Stuttering

Written by Medicine and Health. Posted in Disease, Condition & Injury, Head & neck conditions, Mouth

(Stammering; Disfluent Speech)

Stuttering – Definition

Stuttering is a speech disorder in which the flow of speech is interrupted by:

  • Repetition or prolongation of sounds, words, or syllables
  • An inability to begin a word

In an attempt to speak, the person who is stuttering may:

  • Frequently blink the eyes
  • Have abnormal facial or upper body movements

Stuttering – Causes

The cause of stuttering is not completely understood. Some experts have suggested that stuttering may occur when:

  • A child’s ability to speak does not match his verbal demands
  • Psychological factors in a child’s life (eg, mental illness, extreme stress)
  • Problems occur in the connections between muscles, nerves, and areas of the brain that control speech
  • Problems in the part of the brain that controls the timing of speech muscle activation

Stuttering – Risk Factors

These factors increase your chance of developing stuttering. Tell your doctor if you have any of these risk factors:

  • Family history of stuttering (There is increasing evidence to support a genetic link in stuttering.)
  • Sex: male
  • Age: between 2-6 years of age

Stuttering – Symptoms

Symptoms may include:

  • Repetition of sounds, syllables, words, or phrases
  • Prolongation of sounds within words
  • Between-word pauses and lack of sound
  • “Spurting” speech
  • Accompanying behaviors, such as:
    • Blinking
    • Facial ticks
    • Lip tremors
    • Tense muscles of the mouth, jaw, or neck
  • Worsening symptoms when speaking in public
  • Improvement in symptoms when speaking in private

Stuttering – Diagnosis

The doctor will ask about your symptoms and medical history. She will also do a physical exam. Diagnosis may be based on:

  • Stuttering history
  • Circumstances under which stuttering occurs
  • Speech and language capabilities
  • Evaluation of hearing and motor skills, including a pediatric and neurological examination
  • Further testing and treatment by a speech language pathologist (someone who specializes in communication disorders)

Stuttering – Treatment

Treatment can improve stuttering.
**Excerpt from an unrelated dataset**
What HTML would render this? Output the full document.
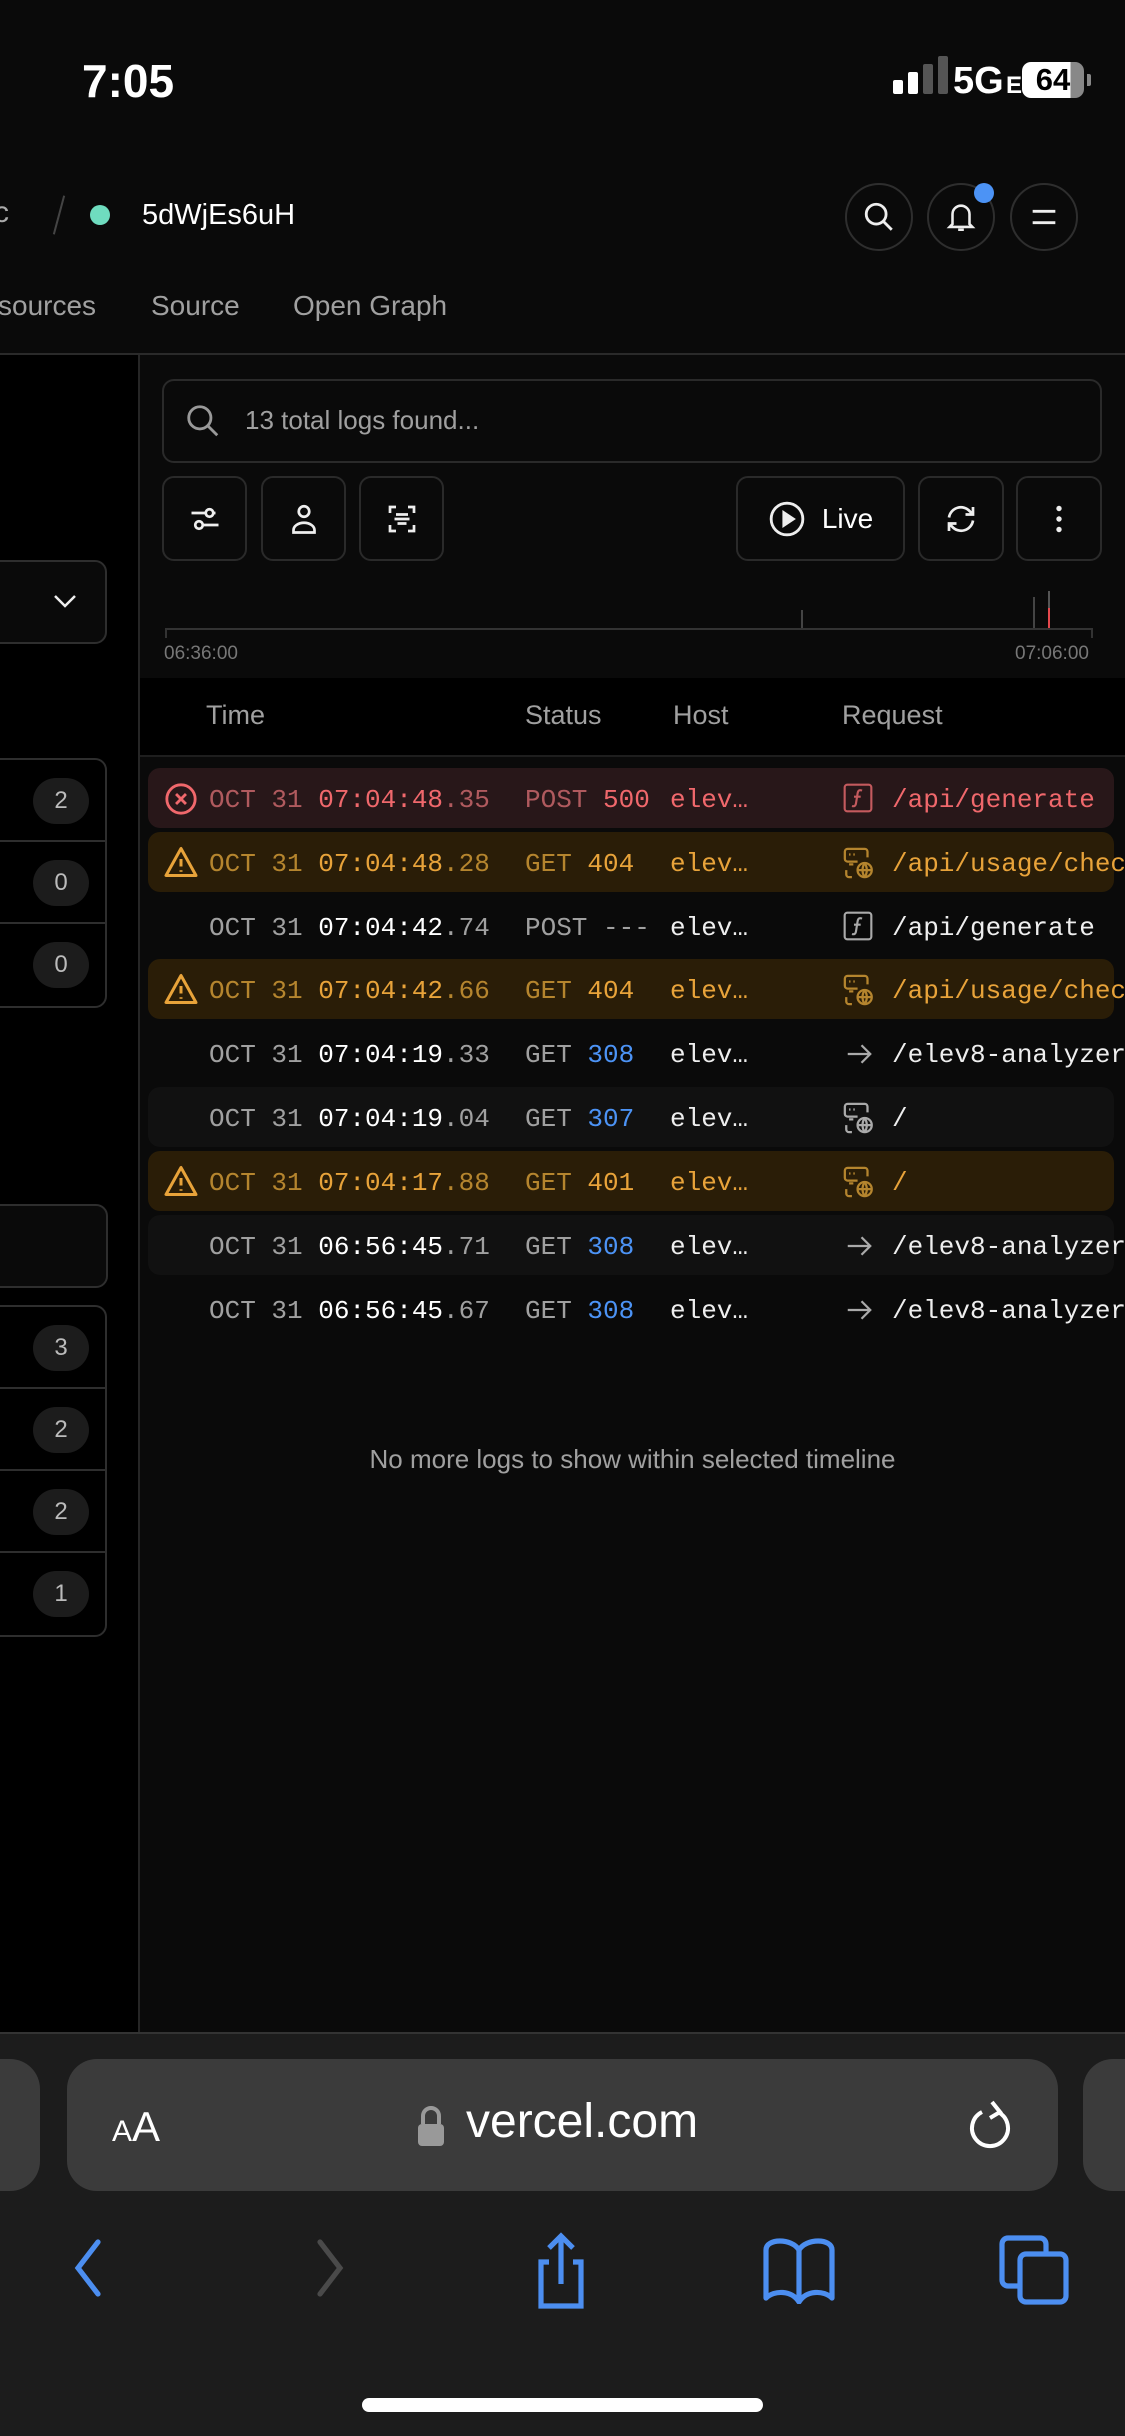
<!DOCTYPE html>
<html><head><meta charset="utf-8">
<style>
*{margin:0;padding:0;box-sizing:border-box}
body{width:1125px;height:2436px;background:#0a0a0a;position:relative;overflow:hidden;font-family:"Liberation Sans",sans-serif;color:#ededed}
.abs{position:absolute}
.mono{font-family:"Liberation Mono",monospace;font-size:26px;white-space:nowrap}
.circ{position:absolute;width:68px;height:68px;border:2px solid #2e2e2e;border-radius:50%;top:183px;display:flex;align-items:center;justify-content:center}
.btn{position:absolute;top:476px;height:85px;border:2px solid #2a2a2a;border-radius:12px;background:#0a0a0a;display:flex;align-items:center;justify-content:center}
.row{position:absolute;left:148px;width:966px;height:60px;border-radius:12px}
.row span{position:absolute;top:17px}
.lb{position:absolute;left:-20px;width:127px;border:2px solid #2e2e2e;border-radius:12px;background:#000}
.lr{height:82px;border-bottom:2px solid #2e2e2e;position:relative}
.lr:last-child{border-bottom:none}
.bd{position:absolute;right:16px;top:18px;width:56px;height:46px;border-radius:23px;background:#1c1c1c;color:#bbb;font-size:24px;display:flex;align-items:center;justify-content:center}
</style></head><body>
<!-- status bar -->
<div class="abs" style="left:82px;top:54px;font-size:46px;font-weight:600;color:#fff">7:05</div>
<div class="abs" style="left:893px;top:80px;width:10px;height:14px;background:#fff;border-radius:2px"></div>
<div class="abs" style="left:908px;top:72px;width:10px;height:22px;background:#fff;border-radius:2px"></div>
<div class="abs" style="left:923px;top:64px;width:10px;height:30px;background:#555;border-radius:2px"></div>
<div class="abs" style="left:938px;top:56px;width:10px;height:38px;background:#555;border-radius:2px"></div>
<div class="abs" style="left:953px;top:60px;font-size:38px;font-weight:600;color:#fff">5G</div>
<div class="abs" style="left:1006px;top:72px;font-size:24px;font-weight:600;color:#fff">E</div>
<div class="abs" style="left:1022px;top:62px;width:62px;height:36px;border-radius:9px;background:linear-gradient(90deg,#fff 0 78%,#888 78%);color:#000;font-size:31px;font-weight:700;text-align:center;line-height:36px">64</div>
<div class="abs" style="left:1087px;top:74px;width:4px;height:12px;background:#888;border-radius:0 2px 2px 0"></div>
<!-- header -->
<div class="abs" style="left:-6px;top:196px;font-size:30px;color:#aaa">c</div>
<div class="abs" style="left:58px;top:195px;width:2px;height:40px;background:#444;transform:rotate(15deg)"></div>
<div class="abs" style="left:90px;top:205px;width:20px;height:20px;border-radius:50%;background:#6fdcbf"></div>
<div class="abs" style="left:142px;top:199px;font-size:29px;color:#fff">5dWjEs6uH</div>
<div class="circ" style="left:845px"><svg width="34" height="34" viewBox="0 0 24 24" fill="none" stroke="#eee" stroke-width="2"><circle cx="10" cy="10" r="7"/><path d="M15 15l6 6"/></svg></div>
<div class="circ" style="left:927px"><svg width="34" height="34" viewBox="0 0 24 24" fill="none" stroke="#eee" stroke-width="1.8"><path d="M6 17V10a6 6 0 0112 0v7l2 2H4l2-2zM10 21h4"/></svg></div>
<div class="abs" style="left:974px;top:183px;width:20px;height:20px;border-radius:50%;background:#4c93f5"></div>
<div class="circ" style="left:1010px"><svg width="34" height="34" viewBox="0 0 24 24" fill="none" stroke="#eee" stroke-width="2"><path d="M4 8h16M4 16h16"/></svg></div>
<!-- tabs -->
<div class="abs" style="left:-2px;top:290px;font-size:28px;color:#a0a0a0">sources</div>
<div class="abs" style="left:151px;top:290px;font-size:28px;color:#a0a0a0">Source</div>
<div class="abs" style="left:293px;top:290px;font-size:28px;color:#a0a0a0">Open Graph</div>
<div class="abs" style="left:0;top:353px;width:1125px;height:2px;background:#2a2a2a"></div>
<!-- left panel -->
<div class="abs" style="left:0;top:355px;width:138px;height:1678px;background:#000"></div>
<div class="abs" style="left:138px;top:355px;width:2px;height:1678px;background:#262626"></div>
<div class="abs" style="left:-20px;top:560px;width:127px;height:84px;border:2px solid #2e2e2e;border-radius:12px;background:#0a0a0a"></div>
<svg class="abs" style="left:48px;top:586px" width="34" height="30" viewBox="0 0 24 24" fill="none" stroke="#eee" stroke-width="2"><path d="M4 8l8 8 8-8"/></svg>
<div class="lb" style="top:758px"><div class="lr"><div class="bd">2</div></div><div class="lr"><div class="bd">0</div></div><div class="lr"><div class="bd">0</div></div></div>
<div class="abs" style="left:-20px;top:1204px;width:128px;height:84px;border:2px solid #2e2e2e;border-radius:12px;background:#0a0a0a"></div>
<div class="lb" style="top:1305px"><div class="lr"><div class="bd">3</div></div><div class="lr"><div class="bd">2</div></div><div class="lr"><div class="bd">2</div></div><div class="lr"><div class="bd">1</div></div></div>
<!-- search -->
<div class="abs" style="left:162px;top:379px;width:940px;height:84px;border:2px solid #2a2a2a;border-radius:12px;background:#0a0a0a"></div>
<svg class="abs" style="left:184px;top:402px" width="38" height="38" viewBox="0 0 24 24" fill="none" stroke="#999" stroke-width="1.8"><circle cx="10" cy="10" r="7"/><path d="M15 15l6 6"/></svg>
<div class="abs" style="left:245px;top:405px;font-size:26px;color:#a0a0a0">13 total logs found...</div>
<!-- buttons -->
<div class="btn" style="left:162px;width:85px"><svg width="36" height="36" viewBox="0 0 24 24" fill="none" stroke="#eee" stroke-width="1.8"><path d="M3 8h16M5 16h16"/><circle cx="15" cy="8" r="2.5" fill="#0a0a0a"/><circle cx="8" cy="16" r="2.5" fill="#0a0a0a"/></svg></div>
<div class="btn" style="left:261px;width:85px"><svg width="36" height="36" viewBox="0 0 24 24" fill="none" stroke="#eee" stroke-width="1.8"><circle cx="12" cy="7" r="3.5"/><path d="M5 21h14v-1.5a7 5 0 00-14 0z"/></svg></div>
<div class="btn" style="left:359px;width:85px"><svg width="36" height="36" viewBox="0 0 24 24" fill="none" stroke="#eee" stroke-width="1.8"><path d="M4 8V4h4M16 4h4v4M20 16v4h-4M8 20H4v-4M8 9h8M7 12h10M9 15h6"/></svg></div>
<div class="btn" style="left:736px;width:169px"><svg width="38" height="38" viewBox="0 0 24 24" fill="none" stroke="#eee" stroke-width="1.8"><circle cx="12" cy="12" r="10"/><path d="M10 8l6 4-6 4z" fill="#eee"/></svg><span style="font-size:28px;color:#fff;margin-left:16px">Live</span></div>
<div class="btn" style="left:918px;width:86px"><svg width="36" height="36" viewBox="0 0 24 24" fill="none" stroke="#eee" stroke-width="1.8"><path d="M4 11a8 8 0 0114-4l2 2M20 13a8 8 0 01-14 4l-2-2M20 4v5h-5M4 20v-5h5"/></svg></div>
<div class="btn" style="left:1016px;width:86px"><svg width="36" height="36" viewBox="0 0 24 24" fill="#eee"><circle cx="12" cy="5" r="1.8"/><circle cx="12" cy="12" r="1.8"/><circle cx="12" cy="19" r="1.8"/></svg></div>
<!-- timeline -->
<div class="abs" style="left:165px;top:628px;width:928px;height:2px;background:#333"></div>
<div class="abs" style="left:165px;top:628px;width:2px;height:10px;background:#333"></div>
<div class="abs" style="left:1091px;top:628px;width:2px;height:10px;background:#333"></div>
<div class="abs" style="left:801px;top:610px;width:2px;height:18px;background:#444"></div>
<div class="abs" style="left:1033px;top:597px;width:2px;height:31px;background:#444"></div>
<div class="abs" style="left:1048px;top:591px;width:2px;height:37px;background:#555"></div>
<div class="abs" style="left:1048px;top:608px;width:2px;height:20px;background:#e5484d"></div>
<div class="abs" style="left:164px;top:643px;font-size:19px;color:#777">06:36:00</div>
<div class="abs" style="left:1015px;top:643px;font-size:19px;color:#777">07:06:00</div>
<!-- table header -->
<div class="abs" style="left:140px;top:678px;width:985px;height:78px;background:#000"></div>
<div class="abs" style="left:206px;top:700px;font-size:27px;color:#a0a0a0">Time</div>
<div class="abs" style="left:525px;top:700px;font-size:27px;color:#a0a0a0">Status</div>
<div class="abs" style="left:673px;top:700px;font-size:27px;color:#a0a0a0">Host</div>
<div class="abs" style="left:842px;top:700px;font-size:27px;color:#a0a0a0">Request</div>
<div class="abs" style="left:140px;top:755px;width:985px;height:2px;background:#1e1e1e"></div>

<!-- rows -->
<div class="mono">
<div class="row" style="top:768px;background:#281719">
 <svg class="abs" style="left:16px;top:14px" width="34" height="34" viewBox="0 0 24 24" fill="none" stroke="#f0686c" stroke-width="2"><circle cx="12" cy="12" r="10"/><path d="M8.5 8.5l7 7M15.5 8.5l-7 7"/></svg>
 <span style="left:61px;color:#b05a5e">OCT 31 <b style="font-weight:400;color:#f0686c">07:04:48</b>.35</span>
 <span style="left:377px;color:#b05a5e">POST <b style="font-weight:400;color:#f0686c">500</b></span>
 <span style="left:522px;color:#f0686c">elev…</span>
 <svg class="abs" style="left:694px;top:14px" width="32" height="32" viewBox="0 0 24 24" fill="none" stroke="#c45a5e" stroke-width="1.6"><rect x="2" y="2" width="20" height="20" rx="2"/><path d="M15 6.5c-2-1-3 0-3.3 2L10.5 16c-.3 2-1.5 2.5-3 2M9 11h5"/></svg>
 <span style="left:744px;color:#f0686c">/api/generate</span>
</div>
<div class="row" style="top:832px;background:#2a1d07">
 <svg class="abs" style="left:15px;top:12px" width="36" height="36" viewBox="0 0 24 24" fill="none" stroke="#e8a33a" stroke-width="2"><path d="M12 3L2 21h20z" stroke-linejoin="round"/><path d="M12 10v5M12 17.5v1"/></svg>
 <span style="left:61px;color:#b5852e">OCT 31 <b style="font-weight:400;color:#e8a33a">07:04:48</b>.28</span>
 <span style="left:377px;color:#b5852e">GET  <b style="font-weight:400;color:#e8a33a">404</b></span>
 <span style="left:522px;color:#e8a33a">elev…</span>
 <svg class="abs" style="left:694px;top:14px" width="34" height="34" viewBox="0 0 24 24" fill="none" stroke="#b5852e" stroke-width="1.6"><path d="M11 11H4a2 2 0 01-2-2V4a2 2 0 012-2h12a2 2 0 012 2v4M5 6h1M8 6h1M5 13h3M3 17v3a2 2 0 002 2h2"/><circle cx="16" cy="17" r="5"/><path d="M11 17h10M16 12c-2 3-2 7 0 10M16 12c2 3 2 7 0 10"/></svg>
 <span style="left:744px;color:#e8a33a">/api/usage/check</span>
</div>
<div class="row" style="top:896px">
 <span style="left:61px;color:#a0a0a0">OCT 31 <b style="font-weight:400;color:#fff">07:04:42</b>.74</span>
 <span style="left:377px;color:#a0a0a0">POST ---</span>
 <span style="left:522px;color:#eee">elev…</span>
 <svg class="abs" style="left:694px;top:14px" width="32" height="32" viewBox="0 0 24 24" fill="none" stroke="#aaa" stroke-width="1.6"><rect x="2" y="2" width="20" height="20" rx="2"/><path d="M15 6.5c-2-1-3 0-3.3 2L10.5 16c-.3 2-1.5 2.5-3 2M9 11h5"/></svg>
 <span style="left:744px;color:#eee">/api/generate</span>
</div>
<div class="row" style="top:959px;background:#2a1d07">
 <svg class="abs" style="left:15px;top:12px" width="36" height="36" viewBox="0 0 24 24" fill="none" stroke="#e8a33a" stroke-width="2"><path d="M12 3L2 21h20z" stroke-linejoin="round"/><path d="M12 10v5M12 17.5v1"/></svg>
 <span style="left:61px;color:#b5852e">OCT 31 <b style="font-weight:400;color:#e8a33a">07:04:42</b>.66</span>
 <span style="left:377px;color:#b5852e">GET  <b style="font-weight:400;color:#e8a33a">404</b></span>
 <span style="left:522px;color:#e8a33a">elev…</span>
 <svg class="abs" style="left:694px;top:14px" width="34" height="34" viewBox="0 0 24 24" fill="none" stroke="#b5852e" stroke-width="1.6"><path d="M11 11H4a2 2 0 01-2-2V4a2 2 0 012-2h12a2 2 0 012 2v4M5 6h1M8 6h1M5 13h3M3 17v3a2 2 0 002 2h2"/><circle cx="16" cy="17" r="5"/><path d="M11 17h10M16 12c-2 3-2 7 0 10M16 12c2 3 2 7 0 10"/></svg>
 <span style="left:744px;color:#e8a33a">/api/usage/check</span>
</div>
<div class="row" style="top:1023px">
 <span style="left:61px;color:#a0a0a0">OCT 31 <b style="font-weight:400;color:#fff">07:04:19</b>.33</span>
 <span style="left:377px;color:#a0a0a0">GET  <b style="font-weight:400;color:#4c93f5">308</b></span>
 <span style="left:522px;color:#eee">elev…</span>
 <svg class="abs" style="left:694px;top:16px" width="34" height="30" viewBox="0 0 24 24" fill="none" stroke="#aaa" stroke-width="1.8"><path d="M3 12h18M14 5l7 7-7 7"/></svg>
 <span style="left:744px;color:#eee">/elev8-analyzer</span>
</div>
<div class="row" style="top:1087px;background:#111">
 <span style="left:61px;color:#a0a0a0">OCT 31 <b style="font-weight:400;color:#fff">07:04:19</b>.04</span>
 <span style="left:377px;color:#a0a0a0">GET  <b style="font-weight:400;color:#4c93f5">307</b></span>
 <span style="left:522px;color:#eee">elev…</span>
 <svg class="abs" style="left:694px;top:14px" width="34" height="34" viewBox="0 0 24 24" fill="none" stroke="#aaa" stroke-width="1.6"><path d="M11 11H4a2 2 0 01-2-2V4a2 2 0 012-2h12a2 2 0 012 2v4M5 6h1M8 6h1M5 13h3M3 17v3a2 2 0 002 2h2"/><circle cx="16" cy="17" r="5"/><path d="M11 17h10M16 12c-2 3-2 7 0 10M16 12c2 3 2 7 0 10"/></svg>
 <span style="left:744px;color:#eee">/</span>
</div>
<div class="row" style="top:1151px;background:#2a1d07">
 <svg class="abs" style="left:15px;top:12px" width="36" height="36" viewBox="0 0 24 24" fill="none" stroke="#e8a33a" stroke-width="2"><path d="M12 3L2 21h20z" stroke-linejoin="round"/><path d="M12 10v5M12 17.5v1"/></svg>
 <span style="left:61px;color:#b5852e">OCT 31 <b style="font-weight:400;color:#e8a33a">07:04:17</b>.88</span>
 <span style="left:377px;color:#b5852e">GET  <b style="font-weight:400;color:#e8a33a">401</b></span>
 <span style="left:522px;color:#e8a33a">elev…</span>
 <svg class="abs" style="left:694px;top:14px" width="34" height="34" viewBox="0 0 24 24" fill="none" stroke="#b5852e" stroke-width="1.6"><path d="M11 11H4a2 2 0 01-2-2V4a2 2 0 012-2h12a2 2 0 012 2v4M5 6h1M8 6h1M5 13h3M3 17v3a2 2 0 002 2h2"/><circle cx="16" cy="17" r="5"/><path d="M11 17h10M16 12c-2 3-2 7 0 10M16 12c2 3 2 7 0 10"/></svg>
 <span style="left:744px;color:#e8a33a">/</span>
</div>
<div class="row" style="top:1215px;background:#111">
 <span style="left:61px;color:#a0a0a0">OCT 31 <b style="font-weight:400;color:#fff">06:56:45</b>.71</span>
 <span style="left:377px;color:#a0a0a0">GET  <b style="font-weight:400;color:#4c93f5">308</b></span>
 <span style="left:522px;color:#eee">elev…</span>
 <svg class="abs" style="left:694px;top:16px" width="34" height="30" viewBox="0 0 24 24" fill="none" stroke="#aaa" stroke-width="1.8"><path d="M3 12h18M14 5l7 7-7 7"/></svg>
 <span style="left:744px;color:#eee">/elev8-analyzer</span>
</div>
<div class="row" style="top:1279px">
 <span style="left:61px;color:#a0a0a0">OCT 31 <b style="font-weight:400;color:#fff">06:56:45</b>.67</span>
 <span style="left:377px;color:#a0a0a0">GET  <b style="font-weight:400;color:#4c93f5">308</b></span>
 <span style="left:522px;color:#eee">elev…</span>
 <svg class="abs" style="left:694px;top:16px" width="34" height="30" viewBox="0 0 24 24" fill="none" stroke="#aaa" stroke-width="1.8"><path d="M3 12h18M14 5l7 7-7 7"/></svg>
 <span style="left:744px;color:#eee">/elev8-analyzer</span>
</div>
</div>
<div class="abs" style="left:140px;top:1444px;width:985px;text-align:center;font-size:26px;color:#a0a0a0">No more logs to show within selected timeline</div>

<!-- safari bottom -->
<div class="abs" style="left:0;top:2032px;width:1125px;height:404px;background:#1c1c1c;border-top:2px solid #333"></div>
<div class="abs" style="left:-60px;top:2059px;width:100px;height:132px;border-radius:30px;background:#3b3b3b"></div>
<div class="abs" style="left:1083px;top:2059px;width:100px;height:132px;border-radius:30px;background:#3b3b3b"></div>
<div class="abs" style="left:67px;top:2059px;width:991px;height:132px;border-radius:30px;background:#3b3b3b"></div>
<div class="abs" style="left:112px;top:2103px;color:#fff;font-size:42px"><span style="font-size:30px">A</span>A</div>
<svg class="abs" style="left:415px;top:2106px" width="32" height="42" viewBox="0 0 16 21"><path d="M4 9V5a4 4 0 018 0v4" fill="none" stroke="#999" stroke-width="2"/><rect x="1.5" y="9" width="13" height="11" rx="2" fill="#999"/></svg>
<div class="abs" style="left:466px;top:2094px;color:#fff;font-size:48px">vercel.com</div>
<svg class="abs" style="left:966px;top:2098px" width="48" height="54" viewBox="0 0 24 27" fill="none" stroke="#fff" stroke-width="2"><path d="M16 7a9 9 0 11-8 0"/><path d="M13 2l4 5-5 3"/></svg>
<svg class="abs" style="left:68px;top:2236px" width="40" height="64" viewBox="0 0 20 32" fill="none" stroke="#4c8ef0" stroke-width="2.6" stroke-linecap="round"><path d="M15 3L5 16l10 13"/></svg>
<svg class="abs" style="left:310px;top:2236px" width="40" height="64" viewBox="0 0 20 32" fill="none" stroke="#4a4a4a" stroke-width="2.6" stroke-linecap="round"><path d="M5 3l10 13L5 29"/></svg>
<svg class="abs" style="left:531px;top:2230px" width="60" height="82" viewBox="0 0 30 41" fill="none" stroke="#4c8ef0" stroke-width="2.6"><path d="M9 16H5v22h20V16h-4"/><path d="M15 27V3M9 9l6-6 6 6"/></svg>
<svg class="abs" style="left:762px;top:2236px" width="74" height="68" viewBox="0 0 37 34" fill="none" stroke="#4c8ef0" stroke-width="2.6" stroke-linejoin="round"><path d="M18.5 7C15 1 2 1 2 7v24c4-4 13-4 16.5 2C22 27 31 27 35 31V7c0-6-13-6-16.5 0zM18.5 7v26"/></svg>
<svg class="abs" style="left:998px;top:2234px" width="72" height="72" viewBox="0 0 36 36" fill="none" stroke="#4c8ef0" stroke-width="2.6"><rect x="2" y="2" width="22" height="24" rx="3"/><rect x="11" y="10" width="23" height="24" rx="3" fill="#1c1c1c"/></svg>
<div class="abs" style="left:362px;top:2398px;width:401px;height:14px;border-radius:7px;background:#fff"></div>
</body></html>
The main goal is to get and maintain a feeling of control over speech fluency. Recovery rate is about 80%, more in girls than in boys. The doctor or speech therapist can:

  • Evaluate the stuttering pattern
  • Assess what strategies may work best

Treatment may include:

  • Drug therapy — There is little evidence to support the use of drugs to improve speech fluency.
  • Behavioral therapy — This focuses on behavior modifications that can be made to improve fluency.
  • Speech therapy — A primary goal of this type of therapy is to slow the rate of speech.

Stuttering – Prevention

There are no guidelines for preventing stuttering. But, early recognition and treatment may minimize or prevent a life-long problem.